── Raw records

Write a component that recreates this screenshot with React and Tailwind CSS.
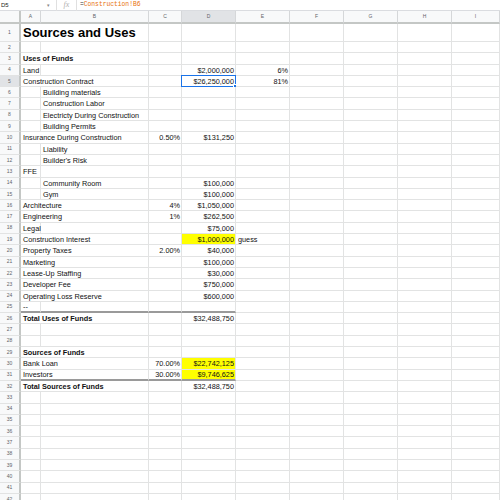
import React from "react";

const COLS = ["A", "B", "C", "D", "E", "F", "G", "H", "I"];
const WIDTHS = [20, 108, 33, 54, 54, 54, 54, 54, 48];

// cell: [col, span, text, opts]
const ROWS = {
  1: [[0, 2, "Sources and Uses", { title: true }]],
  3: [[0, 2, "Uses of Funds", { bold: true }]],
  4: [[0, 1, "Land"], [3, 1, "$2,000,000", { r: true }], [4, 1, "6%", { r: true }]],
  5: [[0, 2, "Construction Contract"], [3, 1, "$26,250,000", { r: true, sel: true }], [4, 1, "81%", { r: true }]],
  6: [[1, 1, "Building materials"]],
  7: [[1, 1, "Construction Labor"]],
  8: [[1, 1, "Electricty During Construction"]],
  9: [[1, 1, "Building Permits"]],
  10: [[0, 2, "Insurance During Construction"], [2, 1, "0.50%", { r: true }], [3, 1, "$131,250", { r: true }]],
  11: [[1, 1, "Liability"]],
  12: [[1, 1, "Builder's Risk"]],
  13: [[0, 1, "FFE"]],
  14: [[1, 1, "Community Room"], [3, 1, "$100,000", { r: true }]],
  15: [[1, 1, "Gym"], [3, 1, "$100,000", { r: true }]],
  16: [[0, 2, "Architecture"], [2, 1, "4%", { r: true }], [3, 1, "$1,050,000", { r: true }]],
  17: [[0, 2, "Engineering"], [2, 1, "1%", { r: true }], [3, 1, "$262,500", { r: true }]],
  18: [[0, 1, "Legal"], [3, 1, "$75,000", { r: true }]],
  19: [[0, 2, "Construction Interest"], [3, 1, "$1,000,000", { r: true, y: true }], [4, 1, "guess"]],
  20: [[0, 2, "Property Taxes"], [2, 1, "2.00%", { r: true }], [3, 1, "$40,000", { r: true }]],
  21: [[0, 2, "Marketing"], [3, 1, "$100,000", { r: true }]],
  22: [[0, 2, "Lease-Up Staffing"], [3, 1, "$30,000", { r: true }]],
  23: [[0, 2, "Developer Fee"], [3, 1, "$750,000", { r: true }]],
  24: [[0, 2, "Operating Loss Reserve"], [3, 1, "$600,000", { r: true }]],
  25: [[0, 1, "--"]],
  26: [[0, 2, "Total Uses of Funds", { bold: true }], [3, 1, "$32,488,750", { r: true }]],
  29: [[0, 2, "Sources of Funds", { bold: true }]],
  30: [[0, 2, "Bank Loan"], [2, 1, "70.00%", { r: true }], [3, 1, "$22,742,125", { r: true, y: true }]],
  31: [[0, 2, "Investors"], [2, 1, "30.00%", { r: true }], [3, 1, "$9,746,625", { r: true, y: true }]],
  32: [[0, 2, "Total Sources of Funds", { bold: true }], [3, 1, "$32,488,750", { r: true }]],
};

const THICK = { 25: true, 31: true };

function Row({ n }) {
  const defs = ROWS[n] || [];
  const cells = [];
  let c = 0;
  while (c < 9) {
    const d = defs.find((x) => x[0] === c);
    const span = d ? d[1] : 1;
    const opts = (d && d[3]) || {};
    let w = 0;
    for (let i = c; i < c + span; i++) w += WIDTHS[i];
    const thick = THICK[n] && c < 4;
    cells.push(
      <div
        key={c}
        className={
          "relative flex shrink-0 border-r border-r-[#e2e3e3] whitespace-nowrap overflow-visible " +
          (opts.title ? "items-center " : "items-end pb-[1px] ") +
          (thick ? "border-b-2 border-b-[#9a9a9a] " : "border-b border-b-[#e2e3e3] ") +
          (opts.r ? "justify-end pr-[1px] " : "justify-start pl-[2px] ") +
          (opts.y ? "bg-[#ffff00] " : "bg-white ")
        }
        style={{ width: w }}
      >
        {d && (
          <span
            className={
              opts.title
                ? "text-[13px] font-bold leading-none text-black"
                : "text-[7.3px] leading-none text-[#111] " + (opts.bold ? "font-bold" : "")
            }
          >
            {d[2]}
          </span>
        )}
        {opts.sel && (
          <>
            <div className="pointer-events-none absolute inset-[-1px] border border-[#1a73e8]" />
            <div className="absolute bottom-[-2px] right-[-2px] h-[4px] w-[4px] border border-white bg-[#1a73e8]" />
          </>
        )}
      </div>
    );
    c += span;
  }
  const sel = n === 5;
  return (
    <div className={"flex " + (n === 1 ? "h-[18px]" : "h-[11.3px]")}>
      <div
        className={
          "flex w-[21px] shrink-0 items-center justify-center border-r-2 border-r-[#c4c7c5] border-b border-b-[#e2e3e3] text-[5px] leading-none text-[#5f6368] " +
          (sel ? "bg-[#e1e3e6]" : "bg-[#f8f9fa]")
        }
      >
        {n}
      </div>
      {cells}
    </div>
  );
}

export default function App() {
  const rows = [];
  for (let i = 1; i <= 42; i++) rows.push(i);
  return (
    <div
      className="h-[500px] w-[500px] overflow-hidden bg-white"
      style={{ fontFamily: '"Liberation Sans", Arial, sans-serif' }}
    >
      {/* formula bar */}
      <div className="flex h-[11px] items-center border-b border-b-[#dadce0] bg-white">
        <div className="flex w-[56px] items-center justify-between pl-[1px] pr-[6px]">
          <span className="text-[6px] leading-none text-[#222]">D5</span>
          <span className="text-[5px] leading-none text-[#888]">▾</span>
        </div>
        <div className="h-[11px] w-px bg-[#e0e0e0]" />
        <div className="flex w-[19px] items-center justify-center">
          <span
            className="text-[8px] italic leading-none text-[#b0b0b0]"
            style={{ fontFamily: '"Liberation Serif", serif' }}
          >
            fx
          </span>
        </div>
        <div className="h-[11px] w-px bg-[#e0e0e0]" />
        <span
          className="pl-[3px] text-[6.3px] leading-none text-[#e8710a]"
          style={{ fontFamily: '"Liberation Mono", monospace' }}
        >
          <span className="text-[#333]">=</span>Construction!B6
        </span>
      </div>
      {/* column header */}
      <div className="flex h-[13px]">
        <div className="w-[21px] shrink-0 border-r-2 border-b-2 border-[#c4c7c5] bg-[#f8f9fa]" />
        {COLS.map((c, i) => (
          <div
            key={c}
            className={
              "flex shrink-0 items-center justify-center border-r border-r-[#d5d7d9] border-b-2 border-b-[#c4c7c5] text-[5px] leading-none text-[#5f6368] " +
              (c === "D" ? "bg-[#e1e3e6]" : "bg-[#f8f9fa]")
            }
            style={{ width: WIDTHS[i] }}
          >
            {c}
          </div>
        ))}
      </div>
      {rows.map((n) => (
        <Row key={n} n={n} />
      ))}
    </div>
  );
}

────
── Raw records

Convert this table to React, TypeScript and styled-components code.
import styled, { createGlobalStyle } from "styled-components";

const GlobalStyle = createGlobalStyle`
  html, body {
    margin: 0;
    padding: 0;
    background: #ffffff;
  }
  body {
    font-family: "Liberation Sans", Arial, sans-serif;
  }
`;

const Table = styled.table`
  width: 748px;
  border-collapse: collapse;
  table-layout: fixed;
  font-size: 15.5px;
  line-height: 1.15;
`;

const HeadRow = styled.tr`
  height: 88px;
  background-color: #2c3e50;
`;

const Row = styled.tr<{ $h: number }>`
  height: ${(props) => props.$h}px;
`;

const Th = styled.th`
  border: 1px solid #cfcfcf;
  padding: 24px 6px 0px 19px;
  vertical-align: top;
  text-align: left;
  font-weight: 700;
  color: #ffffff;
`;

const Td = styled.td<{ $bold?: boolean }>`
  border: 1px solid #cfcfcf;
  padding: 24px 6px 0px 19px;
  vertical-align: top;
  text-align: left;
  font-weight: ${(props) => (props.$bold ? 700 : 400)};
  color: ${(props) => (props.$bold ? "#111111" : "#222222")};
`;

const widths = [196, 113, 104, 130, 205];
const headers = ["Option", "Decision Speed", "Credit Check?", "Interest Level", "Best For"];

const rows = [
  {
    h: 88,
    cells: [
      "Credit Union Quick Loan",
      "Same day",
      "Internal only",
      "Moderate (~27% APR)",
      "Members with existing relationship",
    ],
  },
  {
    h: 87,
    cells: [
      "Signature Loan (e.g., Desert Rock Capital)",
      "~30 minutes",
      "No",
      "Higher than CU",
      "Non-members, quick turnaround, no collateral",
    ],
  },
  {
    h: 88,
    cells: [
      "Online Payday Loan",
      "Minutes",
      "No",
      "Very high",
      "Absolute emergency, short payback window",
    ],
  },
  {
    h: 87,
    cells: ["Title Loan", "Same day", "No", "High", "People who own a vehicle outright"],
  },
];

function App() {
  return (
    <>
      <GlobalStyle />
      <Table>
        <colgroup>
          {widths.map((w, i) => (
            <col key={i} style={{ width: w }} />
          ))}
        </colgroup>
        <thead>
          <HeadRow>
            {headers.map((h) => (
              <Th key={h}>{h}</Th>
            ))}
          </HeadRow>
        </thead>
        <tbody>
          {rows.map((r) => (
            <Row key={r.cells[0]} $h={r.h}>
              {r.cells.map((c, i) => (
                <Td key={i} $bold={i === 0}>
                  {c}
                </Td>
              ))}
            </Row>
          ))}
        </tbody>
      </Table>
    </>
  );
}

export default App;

────

## Prompt
Copy exactly the stretch of lines from the one containing "Write a component" through the one containing "54, 54, 48];", both included. Leave out any pictures.

## Exercise response
Write a component that recreates this screenshot with React and Tailwind CSS.
import React from "react";

const COLS = ["A", "B", "C", "D", "E", "F", "G", "H", "I"];
const WIDTHS = [20, 108, 33, 54, 54, 54, 54, 54, 48];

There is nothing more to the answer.